I'm not sure that 10.30pm on an uncomfortably humid evening is a good time to be reacquainting oneself with Wii Sports, but we were soon back into the swing of things, and the great thing about Korean Mother's apartment was that we actually had space to move around, unlike our home back in the UK.
Korean Mother came home to discover that we'd seized control of the strategically important lounge area, and her 52-mile wide TV with it, and rushed off to her room to watch the soap opera she'd come home for. But curiosity soon got the better of her, and she was back outside watching with fascination. In fact, she'd been out exercising at a local school, at 9pm, and was intrigued by the idea of exercising in her apartment using a console when we showed her EA Sports Active. After that, it wasn't long before she was playing Wii Sports Resort's table tennis, and unexpectedly discovering she was rather good at it.
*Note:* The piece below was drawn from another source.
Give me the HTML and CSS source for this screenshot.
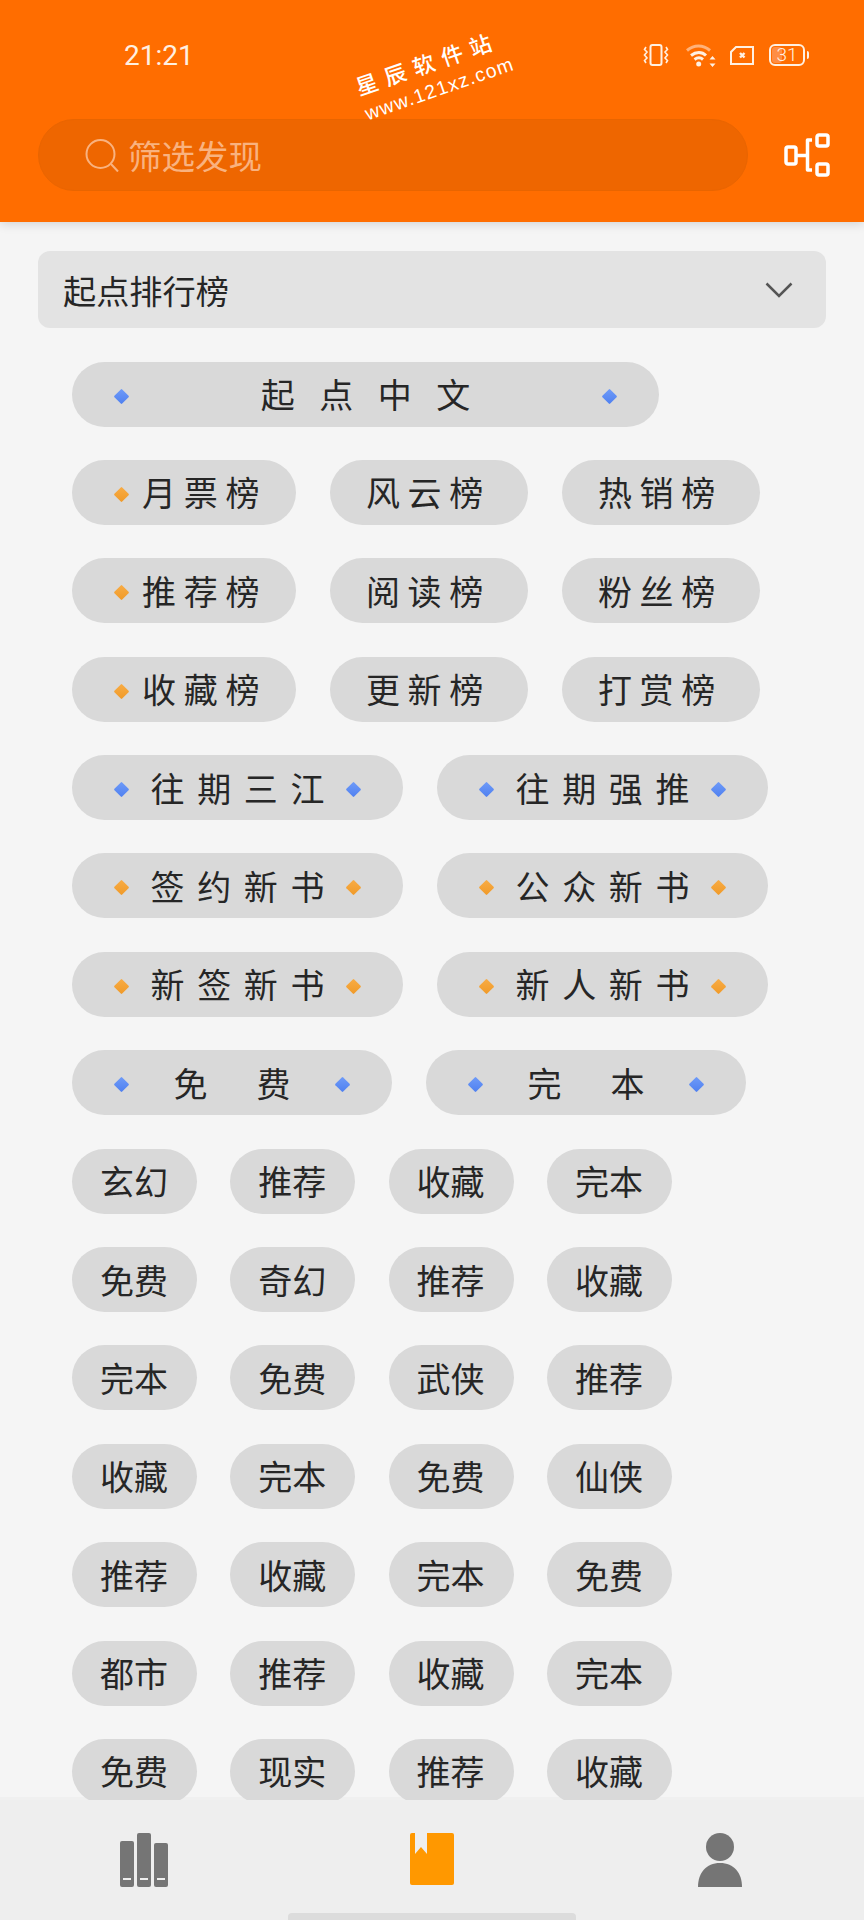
FILE: index.html
```html
<!DOCTYPE html>
<html>
<head>
    <meta charset="UTF-8">
    <title>筛选发现</title>
    <link rel="stylesheet" href="styles.css">
</head>
<body>
    <div class="header">
        <div class="status-bar">
            <span class="status-time">21:21</span>
            <div class="status-icons">
                <svg class="icon-vibrate" width="26" height="22" viewBox="0 0 26 22" fill="none" stroke="#fff0e2" stroke-width="2">
                    <rect x="7.500" y="1" width="11" height="20" rx="2"/>
                    <path d="M3 3l-1.500 2.500 2.500 2.500-2.500 3 2.500 3-2.500 2.500 1.500 2.500M23 3l1.500 2.500-2.500 2.500 2.500 3-2.500 3 2.500 2.500-1.500 2.500" stroke-width="1.600"/>
                </svg>
                <svg class="icon-wifi" width="31" height="23" viewBox="0 0 31 23" fill="none" stroke="#fff0e2" stroke-width="3">
                    <path d="M1 6.500C8 .5 17 .5 24 6.500" stroke="#ffb27a"/>
                    <path d="M5 11.500c5-4 11-4 15 0M8.500 15.500c3-2.200 6-2.200 8.500 0"/>
                    <circle cx="12.700" cy="20" r="2.500" fill="#fff0e2" stroke="none"/>
                    <path d="M26.500 12l3 3.500h-6zM26.500 23l-3-3.500h6z" fill="#fff0e2" stroke="none"/>
                </svg>
                <svg class="icon-sim" width="24" height="19" viewBox="0 0 24 19" fill="none" stroke="#fff0e2" stroke-width="2">
                    <path d="M6 1h17v17H1V6z"/>
                    <path d="M10 7l4.500 4.500M14.500 7L10 11.500" stroke-width="2.400"/>
                </svg>
                <div class="battery">
                    <div class="battery-fill" style="width: 31%"></div>
                    <span class="battery-level">31</span>
                </div>
            </div>
        </div>
        <div class="search-row">
            <div class="search-box">
                <svg class="search-icon" width="34" height="33" viewBox="0 0 34 33" fill="none" stroke="#f9b27f" stroke-width="2">
                    <circle cx="15.500" cy="15" r="14"/>
                    <path d="M26 25l7 7.500"/>
                </svg>
                <span class="search-text">筛选发现</span>
            </div>
            <svg class="tree-icon" width="46" height="44" viewBox="0 0 46 44" fill="none" stroke="#fff" stroke-width="3.500" stroke-linejoin="round">
                <rect x="2" y="14" width="10" height="17" rx="2"/>
                <rect x="33" y="2" width="11" height="11" rx="2"/>
                <rect x="33" y="31" width="11" height="11" rx="2"/>
                <path d="M28 7h-4.500v30H28M12 22.500h11.500"/>
            </svg>
        </div>
    </div>

    <div class="watermark">
        <div class="watermark-name">星辰软件站</div>
        <div class="watermark-url">www.121xz.com</div>
    </div>

    <div class="content">
        <div class="select-box">
            <span>起点排行榜</span>
            <svg width="28" height="16" viewBox="0 0 28 16" fill="none" stroke="#555" stroke-width="2.500">
                <path d="M1.500 1.500L14 14 26.500 1.500"/>
            </svg>
        </div>

        <div class="pill-list">
            <div class="pill-row">
                <div class="pill pill-full"><i class="mark blue"></i><span class="spaced-4">起点中文</span><i class="mark blue"></i></div>
            </div>
            <div class="pill-row">
                <div class="pill pill-lead"><i class="mark orange"></i><span class="spaced-1">月票榜</span></div>
                <div class="pill pill-three"><span class="spaced-1">风云榜</span></div>
                <div class="pill pill-three"><span class="spaced-1">热销榜</span></div>
            </div>
            <div class="pill-row">
                <div class="pill pill-lead"><i class="mark orange"></i><span class="spaced-1">推荐榜</span></div>
                <div class="pill pill-three"><span class="spaced-1">阅读榜</span></div>
                <div class="pill pill-three"><span class="spaced-1">粉丝榜</span></div>
            </div>
            <div class="pill-row">
                <div class="pill pill-lead"><i class="mark orange"></i><span class="spaced-1">收藏榜</span></div>
                <div class="pill pill-three"><span class="spaced-1">更新榜</span></div>
                <div class="pill pill-three"><span class="spaced-1">打赏榜</span></div>
            </div>
            <div class="pill-row">
                <div class="pill pill-half"><i class="mark blue"></i><span class="spaced-2">往期三江</span><i class="mark blue"></i></div>
                <div class="pill pill-half"><i class="mark blue"></i><span class="spaced-2">往期强推</span><i class="mark blue"></i></div>
            </div>
            <div class="pill-row">
                <div class="pill pill-half"><i class="mark orange"></i><span class="spaced-2">签约新书</span><i class="mark orange"></i></div>
                <div class="pill pill-half"><i class="mark orange"></i><span class="spaced-2">公众新书</span><i class="mark orange"></i></div>
            </div>
            <div class="pill-row">
                <div class="pill pill-half"><i class="mark orange"></i><span class="spaced-2">新签新书</span><i class="mark orange"></i></div>
                <div class="pill pill-half"><i class="mark orange"></i><span class="spaced-2">新人新书</span><i class="mark orange"></i></div>
            </div>
            <div class="pill-row">
                <div class="pill pill-pair"><i class="mark blue"></i><span class="spaced-3">免费</span><i class="mark blue"></i></div>
                <div class="pill pill-pair"><i class="mark blue"></i><span class="spaced-3">完本</span><i class="mark blue"></i></div>
            </div>
            <div class="pill-row small-row">
                <div class="pill pill-small">玄幻</div>
                <div class="pill pill-small">推荐</div>
                <div class="pill pill-small">收藏</div>
                <div class="pill pill-small">完本</div>
            </div>
            <div class="pill-row small-row">
                <div class="pill pill-small">免费</div>
                <div class="pill pill-small">奇幻</div>
                <div class="pill pill-small">推荐</div>
                <div class="pill pill-small">收藏</div>
            </div>
            <div class="pill-row small-row">
                <div class="pill pill-small">完本</div>
                <div class="pill pill-small">免费</div>
                <div class="pill pill-small">武侠</div>
                <div class="pill pill-small">推荐</div>
            </div>
            <div class="pill-row small-row">
                <div class="pill pill-small">收藏</div>
                <div class="pill pill-small">完本</div>
                <div class="pill pill-small">免费</div>
                <div class="pill pill-small">仙侠</div>
            </div>
            <div class="pill-row small-row">
                <div class="pill pill-small">推荐</div>
                <div class="pill pill-small">收藏</div>
                <div class="pill pill-small">完本</div>
                <div class="pill pill-small">免费</div>
            </div>
            <div class="pill-row small-row">
                <div class="pill pill-small">都市</div>
                <div class="pill pill-small">推荐</div>
                <div class="pill pill-small">收藏</div>
                <div class="pill pill-small">完本</div>
            </div>
            <div class="pill-row small-row">
                <div class="pill pill-small">免费</div>
                <div class="pill pill-small">现实</div>
                <div class="pill pill-small">推荐</div>
                <div class="pill pill-small">收藏</div>
            </div>
        </div>
    </div>

    <div class="bottom-nav">
        <div class="nav-items">
            <div class="nav-item">
                <svg width="48" height="54" viewBox="0 0 48 54">
                    <rect x="0" y="8" width="14" height="46" rx="2" fill="#757575"/>
                    <rect x="17" y="0" width="14" height="54" rx="2" fill="#757575"/>
                    <rect x="34" y="10" width="14" height="44" rx="2" fill="#757575"/>
                    <path d="M3 46h8M20 46h8M37 46h8" stroke="#eee" stroke-width="2"/>
                </svg>
            </div>
            <div class="nav-item">
                <svg width="44" height="52" viewBox="0 0 44 52">
                    <rect width="44" height="52" rx="2" fill="#ff9800"/>
                    <path d="M5 0h12v21l-6-7-6 7z" fill="#eee"/>
                </svg>
            </div>
            <div class="nav-item">
                <svg width="44" height="54" viewBox="0 0 44 54" fill="#757575">
                    <ellipse cx="22" cy="14" rx="14" ry="14"/>
                    <path d="M0 54C0 40 8 30 22 30s22 10 22 24z"/>
                </svg>
            </div>
        </div>
        <div class="home-bar"></div>
    </div>
</body>
</html>
```

FILE: styles.css
```css
body {
    font-family: "Noto Sans CJK SC", sans-serif;
    margin: 0;
    width: 864px;
    height: 1920px;
    display: flex;
    flex-direction: column;
    overflow: hidden;
    background: #f5f5f5;
    color: #262626;
    position: relative;
}

.header {
    height: 222px;
    flex-shrink: 0;
    background: #ff6d00;
    box-shadow: 0 2px 10px rgba(0, 0, 0, 0.14);
    position: relative;
    z-index: 1;
}

.status-bar {
    height: 119px;
    display: flex;
    justify-content: space-between;
    padding: 38px 59px 0 124px;
    box-sizing: border-box;
}

.status-time {
    font-family: Roboto, sans-serif;
    font-size: 28px;
    line-height: 36px;
    color: #fff0e2;
}

.status-icons {
    display: flex;
    align-items: flex-start;
    padding-top: 6px;
    height: 24px;
}

.icon-vibrate {
    margin-right: 17px;
}

.icon-wifi {
    margin-right: 13px;
}

.icon-sim {
    margin-top: 2px;
    margin-right: 15px;
}

.battery {
    width: 36px;
    height: 22px;
    box-sizing: border-box;
    border: 2px solid #fff0e2;
    border-radius: 6px;
    position: relative;
    display: flex;
    align-items: center;
    justify-content: center;
}

.battery::after {
    content: "";
    position: absolute;
    right: -6px;
    top: 5px;
    width: 2px;
    height: 8px;
    background: #fff0e2;
    border-radius: 0 2px 2px 0;
}

.battery-fill {
    position: absolute;
    left: 1px;
    top: 1px;
    bottom: 1px;
    border-radius: 3px;
    background: #ff8e44;
}

.battery-level {
    font-family: Roboto, sans-serif;
    font-size: 19px;
    font-weight: 300;
    line-height: 18px;
    color: #fff0e2;
    position: relative;
}

.search-row {
    display: flex;
    align-items: flex-start;
    padding-left: 38px;
}

.search-box {
    width: 710px;
    height: 72px;
    box-sizing: border-box;
    border: 1px solid #e96500;
    border-radius: 36px;
    background: #ee6600;
    display: flex;
    align-items: center;
    padding-left: 46px;
}

.search-icon {
    margin-right: 9px;
}

.search-text {
    font-size: 33.500px;
    line-height: 40px;
    color: #f9b27f;
}

.tree-icon {
    margin: 14px 0 0 36px;
}

.watermark {
    position: absolute;
    left: 346px;
    top: 76px;
    color: #fff;
    transform: rotate(-19deg);
    transform-origin: left top;
    z-index: 2;
    white-space: nowrap;
}

.watermark-name {
    font-size: 22px;
    font-weight: 500;
    line-height: 26px;
    letter-spacing: 8px;
    margin-left: 6px;
}

.watermark-url {
    font-family: "Liberation Sans", sans-serif;
    font-size: 19.500px;
    line-height: 22px;
    letter-spacing: 1.200px;
    margin: 5px 0 0 6px;
}

.content {
    flex: 1;
    min-height: 0;
    overflow: hidden;
    padding: 29px 38px 0;
    background: linear-gradient(#f0f0f0, #f0f0f0) left bottom / 100% 3px no-repeat;
}

.select-box {
    height: 77px;
    border-radius: 12px;
    background: #e3e3e3;
    display: flex;
    align-items: center;
    justify-content: space-between;
    padding: 0 33px 0 25px;
    font-size: 33.200px;
}

.pill-list {
    display: flex;
    flex-direction: column;
    gap: 33.400px;
    margin-top: 33.500px;
    padding-left: 34px;
}

.pill-row {
    display: flex;
    gap: 34px;
}

.small-row {
    gap: 33.300px;
}

.pill {
    height: 65px;
    flex-shrink: 0;
    box-sizing: border-box;
    border-radius: 32.500px;
    background: #d9d9d9;
    display: flex;
    align-items: center;
    justify-content: center;
    font-size: 34px;
    line-height: 40px;
}

.pill-full {
    width: 587px;
    justify-content: space-between;
    padding: 0 42px;
}

.pill-lead {
    width: 223.500px;
    justify-content: flex-start;
    padding-left: 42px;
    gap: 13px;
}

.pill-three {
    width: 198px;
}

.pill-half {
    width: 331px;
    justify-content: space-between;
    padding: 0 42px;
}

.pill-pair {
    width: 320px;
    justify-content: space-between;
    padding: 0 42px;
}

.pill-small {
    width: 125px;
    padding-right: 1px;
}

.spaced-1 {
    letter-spacing: 7.750px;
}

.spaced-2 {
    letter-spacing: 12.600px;
    margin-right: -12.600px;
}

.spaced-3 {
    letter-spacing: 49px;
    margin-right: -49px;
}

.spaced-4 {
    letter-spacing: 24.500px;
    margin-right: -24.500px;
}

.mark {
    width: 11px;
    height: 11px;
    margin: 4px 2px 0;
    flex-shrink: 0;
    transform: rotate(45deg);
    border-radius: 1px;
}

.blue {
    background: linear-gradient(135deg, #6f9bf8, #4f80f0);
}

.orange {
    background: linear-gradient(135deg, #f8ac45, #f09a28);
}

.bottom-nav {
    height: 120px;
    flex-shrink: 0;
    background: #eeeeee;
    display: flex;
    flex-direction: column;
    align-items: center;
    position: relative;
}

.nav-items {
    width: 100%;
    display: flex;
    padding-top: 33px;
}

.nav-item {
    flex: 1;
    display: flex;
    justify-content: center;
}

.home-bar {
    position: absolute;
    bottom: 0;
    width: 288px;
    height: 7px;
    border-radius: 4px 4px 0 0;
    background: #dcdcdc;
}
```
But nothing prepared me for what was to follow. Korean Mother discovered Wii Boxing, and suffice to say while I have video of her playing this which I'm sure could be a YouTube sensation if there wasn't a going to be a very long statute of limitations applying to it, I will instead merely have to relate that nothing in life quite prepares you for the sight of an ajumma knocking the hell out of a Nintendo character while angrily suggesting with each punch to the character that his mother might have the characteristics of the son of a fornicating female dog who isn't familiar with the father. What's even more inexplicable, is that having played first and exhausted myself entirely having once again failed to beat my next level opponent, Korean Mother took over my character and beat it on her first attempt. It's clear from watching Korean TV - which run programmes that I always imagined being called When Ajummas Attack - that an angry ajumma is a dangerous animal - but seeing it up close is truly a sight to behold. I tell you this - if Wii Boxing ever catches on in the ajumma community, on the evidence I've seen the rest of us are really in trouble.